The action that workers and students are taking tomorrow is one step in a larger plan to bring better working conditions and greater pay to the housekeeping staff on campus.  After meeting together last week, the coalition of workers and students defined three top demands: to have a full staff of workers year-round, to increase wages for workers, and to reform the system of hiring and promotion.

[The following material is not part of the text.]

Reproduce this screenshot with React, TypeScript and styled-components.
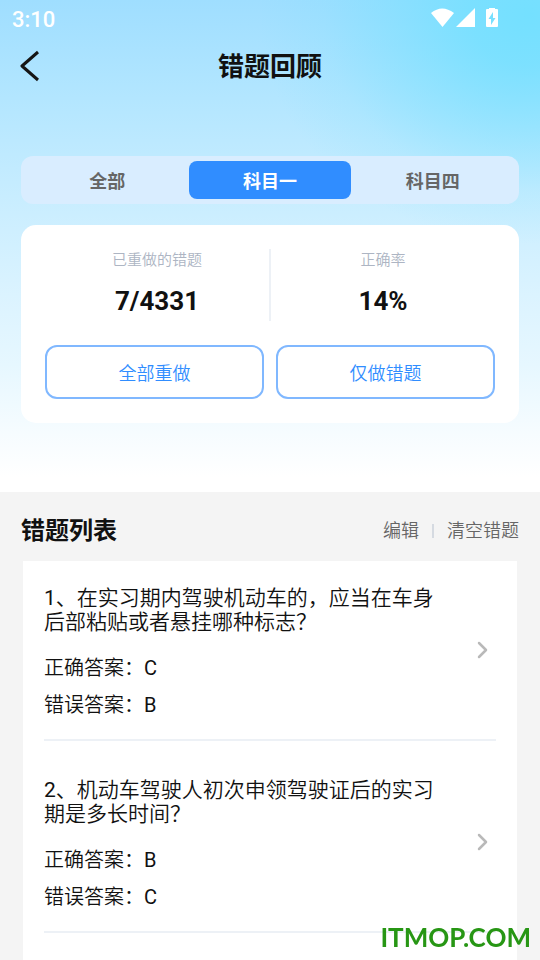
import React, { useState } from 'react';
import styled, { createGlobalStyle } from 'styled-components';

const GlobalStyle = createGlobalStyle`
  * { box-sizing: border-box; }
  body {
    margin: 0;
    background: #f4f4f4;
    color: #111;
    font-family: Roboto, 'Noto Sans CJK SC', sans-serif;
    font-weight: 350;
  }
  h1, h2, p, ul, ol, dl, dd { margin: 0; padding: 0; }
  button { border: 0; padding: 0; background: none; color: inherit; font: inherit; cursor: pointer; }
`;

const Screen = styled.div`
  height: 100vh;
  display: flex;
  flex-direction: column;
  overflow: hidden;
`;

const Hero = styled.header`
  flex: none;
  padding-bottom: 69px;
  background:
    radial-gradient(ellipse 270px 230px at 98% 3%, #74e0ff 0%, rgba(116, 224, 255, 0.85) 22%, rgba(116, 224, 255, 0.5) 48%, rgba(116, 224, 255, 0.15) 76%, rgba(116, 224, 255, 0) 100%),
    linear-gradient(180deg, #9fdeff 0%, #b3e6ff 20%, #c8edff 40%, #dbf3ff 60%, #e6f7ff 74%, #f6fcff 88%, #fff 97%);
`;

const StatusBar = styled.div`
  display: flex;
  justify-content: space-between;
  align-items: center;
  height: 38px;
  padding: 0 42px 0 12px;
  color: #fff;
  font-size: 22px;
  font-weight: 500;
`;

const StatusIcons = styled.svg`
  display: block;
  width: 68px;
  height: 22px;
`;

const NavBar = styled.div`
  display: grid;
  grid-template-columns: 60px 1fr 60px;
  align-items: center;
  height: 56px;
`;

const BackButton = styled.button`
  display: flex;
  padding-left: 20px;
  svg { display: block; }
`;

const Title = styled.h1`
  text-align: center;
  padding-top: 2px;
  font-size: 26px;
  line-height: 32px;
  font-weight: 700;
`;

const Tabs = styled.div`
  display: grid;
  grid-template-columns: repeat(3, 1fr);
  margin: 62px 21px 21px;
  padding: 5px;
  border-radius: 12px;
  background: #d9edff;
`;

const Tab = styled.button<{ $active: boolean }>`
  height: 38px;
  border-radius: 8px;
  font-size: 18px;
  font-weight: 700;
  color: ${({ $active }) => ($active ? '#fff' : '#666')};
  background: ${({ $active }) => ($active ? '#308dff' : 'transparent')};
`;

const Card = styled.section`
  margin: 0 21px;
  padding: 24px;
  border-radius: 15px;
  background: #fff;
`;

const Stats = styled.dl`
  display: flex;
  height: 72px;
  margin-bottom: 24px;
`;

const Stat = styled.div`
  flex: 1;
  text-align: center;
  & + & { border-left: 2px solid #edf1f6; }
`;

const StatLabel = styled.dt`
  font-size: 15px;
  line-height: 22px;
  color: #adb5c3;
`;

const StatValue = styled.dd`
  padding-top: 14px;
  font-size: 26px;
  line-height: 32px;
  font-weight: 700;
`;

const Actions = styled.div`
  display: grid;
  grid-template-columns: 1fr 1fr;
  gap: 12px;
`;

const OutlineButton = styled.button`
  height: 54px;
  border: 2px solid #80b8ff;
  border-radius: 12px;
  font-size: 18px;
  color: #308dff;
`;

const ListHeader = styled.div`
  flex: none;
  display: flex;
  align-items: center;
  justify-content: space-between;
  height: 69px;
  padding: 8px 21px 0;
`;

const ListTitle = styled.h2`
  font-size: 24px;
  line-height: 32px;
  font-weight: 700;
`;

const ListTools = styled.div`
  display: flex;
  align-items: center;
  gap: 13px;
  font-size: 18px;
  line-height: 24px;
  color: #666;
`;

const ToolDivider = styled.span`
  width: 2px;
  height: 14px;
  background: #d5dae1;
`;

const List = styled.ol`
  flex: 1;
  min-height: 0;
  overflow: hidden;
  margin: 0 23px;
  padding: 0 21px;
  list-style: none;
  background: #fff;
`;

const Item = styled.li`
  display: flex;
  align-items: center;
  justify-content: space-between;
  padding: 37px 0 22px;
  border-bottom: 2px solid #edf1f6;
  &:first-child { padding-top: 25px; }
`;

const ItemBody = styled.div`
  flex: 1;
  max-width: 396px;
`;

const Question = styled.p`
  margin-bottom: 22px;
  font-size: 21px;
  line-height: 24px;
`;

const Answer = styled.p`
  font-size: 20px;
  line-height: 24px;
  & + & { margin-top: 13px; }
`;

const Regular = styled.span`
  font-weight: 400;
`;

const OpenButton = styled.button`
  padding: 0 8px 3px 0;
  svg { display: block; }
`;

const Watermark = styled.div`
  position: fixed;
  right: 9px;
  bottom: 6px;
  font-family: Lato, sans-serif;
  font-size: 26px;
  line-height: 34px;
  font-weight: 700;
  color: #279614;
`;

const tabs = ['全部', '科目一', '科目四'];

const questions = [
  { text: '在实习期内驾驶机动车的，应当在车身后部粘贴或者悬挂哪种标志？', right: 'C', wrong: 'B' },
  { text: '机动车驾驶人初次申领驾驶证后的实习期是多长时间？', right: 'B', wrong: 'C' },
];

export default function App() {
  const [active, setActive] = useState('科目一');

  return (
    <Screen lang="zh-CN">
      <GlobalStyle />
      <Hero>
        <StatusBar>
          <span>3:10</span>
          <StatusIcons viewBox="0 0 68 22" fill="#fff" aria-hidden="true">
            <path d="M1 5Q12 -4 24 5L12.500 19Z" />
            <path d="M45 0V19H26Z" />
            <path fillRule="evenodd" d="M59 -1h6v2h2q1 0 1 1v16q0 1-1 1H57q-1 0-1-1V2q0-1 1-1h2ZM63 4l-4.500 7h2.500v6l4.500-7h-2.500Z" />
          </StatusIcons>
        </StatusBar>
        <NavBar>
          <BackButton aria-label="返回">
            <svg width="20" height="32" viewBox="0 0 20 32" fill="none" stroke="#151515" strokeWidth="3">
              <path d="M18 2L2 16L18 30" strokeLinejoin="round" />
            </svg>
          </BackButton>
          <Title>错题回顾</Title>
        </NavBar>
        <Tabs role="tablist">
          {tabs.map((name) => (
            <Tab
              key={name}
              role="tab"
              aria-selected={name === active}
              $active={name === active}
              onClick={() => setActive(name)}
            >
              {name}
            </Tab>
          ))}
        </Tabs>
        <Card>
          <Stats>
            <Stat>
              <StatLabel>已重做的错题</StatLabel>
              <StatValue>7/4331</StatValue>
            </Stat>
            <Stat>
              <StatLabel>正确率</StatLabel>
              <StatValue>14%</StatValue>
            </Stat>
          </Stats>
          <Actions>
            <OutlineButton>全部重做</OutlineButton>
            <OutlineButton>仅做错题</OutlineButton>
          </Actions>
        </Card>
      </Hero>
      <ListHeader>
        <ListTitle>错题列表</ListTitle>
        <ListTools>
          <button>编辑</button>
          <ToolDivider />
          <button>清空错题</button>
        </ListTools>
      </ListHeader>
      <List>
        {questions.map((q, i) => (
          <Item key={q.text}>
            <ItemBody>
              <Question>
                <Regular>{`${i + 1}、`}</Regular>
                {q.text}
              </Question>
              <Answer>正确答案：<Regular>{q.right}</Regular></Answer>
              <Answer>错误答案：<Regular>{q.wrong}</Regular></Answer>
            </ItemBody>
            <OpenButton aria-label="查看题目">
              <svg width="12" height="18" viewBox="0 0 12 18" fill="none" stroke="#b9b9b9" strokeWidth="2.500">
                <path d="M3 2L10 9L3 16" strokeLinecap="round" strokeLinejoin="round" />
              </svg>
            </OpenButton>
          </Item>
        ))}
      </List>
      <Watermark>ITMOP.COM</Watermark>
    </Screen>
  );
}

Early this morning Shelly G., a full-time housekeeper in Jefferson, shared her experiences of working on campus this past summer.  Speaking on the challenges workers faced in the summer heat without air conditioning, Shelly explained, “We came into work at 5am to open up the windows so that air could circulate…  It was 113 degrees outside, how hot do you think it was inside the buildings?”  For the buildings without air conditioning, Residence Life only provided one fan per floor.  Instead of providing water for the workers, Ms. Wildridge gave them ice.  She told the workers they could get water from the bathroom sinks.  At least one worker, Shelly explained, went to Urgent Care as a result of being overheated.  The summer heat posed additional hazards to workers with health concerns like Shelly who has diabetes.  Being overheated suppresses her appetite, but skipping meals with her condition is very dangerous.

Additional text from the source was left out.